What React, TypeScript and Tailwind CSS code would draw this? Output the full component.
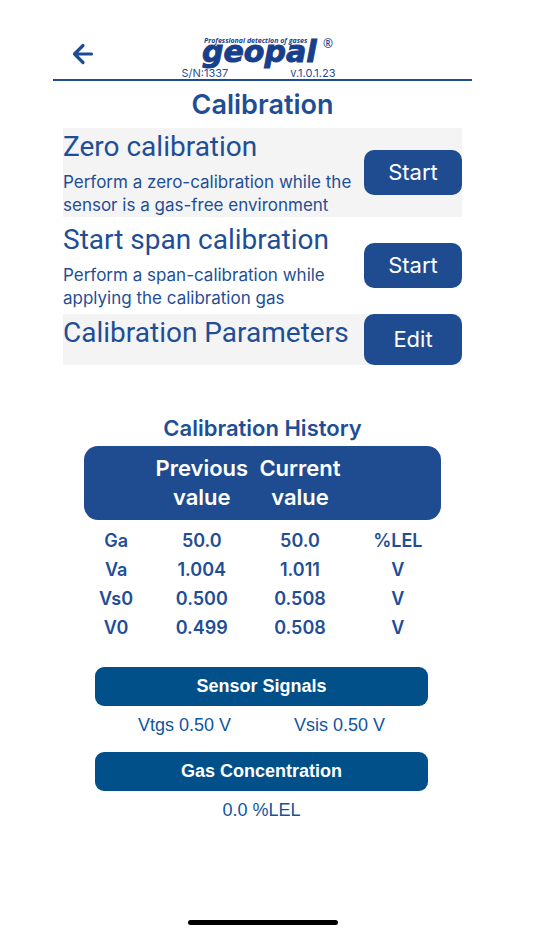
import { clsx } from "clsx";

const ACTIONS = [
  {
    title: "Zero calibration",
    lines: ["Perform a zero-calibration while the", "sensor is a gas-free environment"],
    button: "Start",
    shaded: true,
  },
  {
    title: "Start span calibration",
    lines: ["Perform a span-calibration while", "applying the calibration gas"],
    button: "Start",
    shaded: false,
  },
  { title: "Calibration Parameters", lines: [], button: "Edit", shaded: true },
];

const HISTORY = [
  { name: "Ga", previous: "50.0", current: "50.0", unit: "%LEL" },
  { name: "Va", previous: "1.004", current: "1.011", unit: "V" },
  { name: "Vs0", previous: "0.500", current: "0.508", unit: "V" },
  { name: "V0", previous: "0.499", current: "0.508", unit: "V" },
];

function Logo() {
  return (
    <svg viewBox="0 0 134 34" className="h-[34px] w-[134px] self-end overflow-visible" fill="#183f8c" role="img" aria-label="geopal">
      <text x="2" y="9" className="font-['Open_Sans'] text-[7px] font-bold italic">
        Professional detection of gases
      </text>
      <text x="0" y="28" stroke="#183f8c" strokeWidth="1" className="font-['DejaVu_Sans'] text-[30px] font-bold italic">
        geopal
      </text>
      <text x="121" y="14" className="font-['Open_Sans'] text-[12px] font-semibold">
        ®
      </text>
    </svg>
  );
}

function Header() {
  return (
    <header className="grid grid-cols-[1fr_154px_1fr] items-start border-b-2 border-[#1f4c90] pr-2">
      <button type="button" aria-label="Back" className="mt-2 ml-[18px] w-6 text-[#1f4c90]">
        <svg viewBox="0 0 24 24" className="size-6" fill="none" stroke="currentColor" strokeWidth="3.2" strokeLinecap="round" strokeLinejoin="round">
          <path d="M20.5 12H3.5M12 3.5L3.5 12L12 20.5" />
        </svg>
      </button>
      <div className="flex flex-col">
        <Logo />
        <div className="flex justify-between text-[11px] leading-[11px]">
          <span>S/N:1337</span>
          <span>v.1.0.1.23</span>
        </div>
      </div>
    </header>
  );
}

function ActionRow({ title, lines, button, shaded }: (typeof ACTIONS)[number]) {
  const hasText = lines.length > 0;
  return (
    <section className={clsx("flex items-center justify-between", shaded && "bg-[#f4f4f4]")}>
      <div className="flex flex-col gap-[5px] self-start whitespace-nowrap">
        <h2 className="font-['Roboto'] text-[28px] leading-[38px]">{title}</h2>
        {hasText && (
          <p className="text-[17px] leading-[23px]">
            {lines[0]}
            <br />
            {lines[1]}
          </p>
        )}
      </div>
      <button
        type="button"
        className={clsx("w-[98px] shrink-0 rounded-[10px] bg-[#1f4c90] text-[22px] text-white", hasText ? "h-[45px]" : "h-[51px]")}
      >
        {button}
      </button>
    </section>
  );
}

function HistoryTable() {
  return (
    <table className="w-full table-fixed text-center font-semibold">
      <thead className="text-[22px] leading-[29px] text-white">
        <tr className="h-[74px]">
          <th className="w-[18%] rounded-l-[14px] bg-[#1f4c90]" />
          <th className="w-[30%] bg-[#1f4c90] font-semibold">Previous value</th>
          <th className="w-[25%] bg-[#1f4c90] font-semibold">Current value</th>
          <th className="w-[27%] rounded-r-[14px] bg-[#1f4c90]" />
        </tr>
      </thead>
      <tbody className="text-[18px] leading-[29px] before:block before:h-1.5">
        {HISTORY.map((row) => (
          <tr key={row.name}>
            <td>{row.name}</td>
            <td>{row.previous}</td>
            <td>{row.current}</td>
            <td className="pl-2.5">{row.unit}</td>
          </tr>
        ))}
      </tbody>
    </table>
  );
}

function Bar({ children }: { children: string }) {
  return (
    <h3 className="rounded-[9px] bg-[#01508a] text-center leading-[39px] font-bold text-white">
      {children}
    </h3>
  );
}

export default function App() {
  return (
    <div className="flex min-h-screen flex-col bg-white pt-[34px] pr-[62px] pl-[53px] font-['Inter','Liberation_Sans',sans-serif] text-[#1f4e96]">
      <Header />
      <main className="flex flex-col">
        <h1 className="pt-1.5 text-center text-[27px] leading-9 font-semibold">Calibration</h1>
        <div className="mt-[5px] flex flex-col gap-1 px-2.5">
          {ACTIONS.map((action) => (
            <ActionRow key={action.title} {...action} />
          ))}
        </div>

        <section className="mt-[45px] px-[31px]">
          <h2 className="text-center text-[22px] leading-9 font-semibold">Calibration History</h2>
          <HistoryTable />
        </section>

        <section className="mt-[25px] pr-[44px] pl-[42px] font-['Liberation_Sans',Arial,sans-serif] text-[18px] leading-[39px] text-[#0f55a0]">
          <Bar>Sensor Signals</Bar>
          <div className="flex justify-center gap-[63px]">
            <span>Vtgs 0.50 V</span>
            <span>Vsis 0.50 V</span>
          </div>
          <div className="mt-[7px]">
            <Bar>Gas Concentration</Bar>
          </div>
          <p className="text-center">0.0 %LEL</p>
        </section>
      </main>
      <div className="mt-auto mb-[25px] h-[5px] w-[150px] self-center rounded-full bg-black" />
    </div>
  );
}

· · · · ·

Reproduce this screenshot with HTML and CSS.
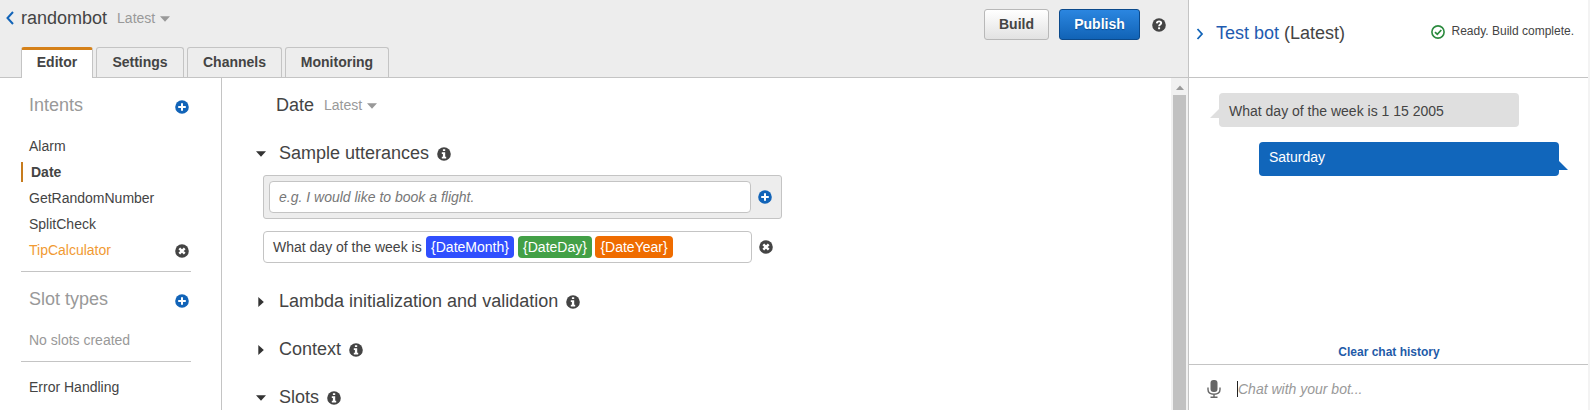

· · · · ·

CHALLENGE →
List every line above that contains the word "this".

FULL OUTPUT →
What React, TypeScript and Tailwind CSS code would draw this? Output the full component.
Reproduce this screenshot with HTML and CSS.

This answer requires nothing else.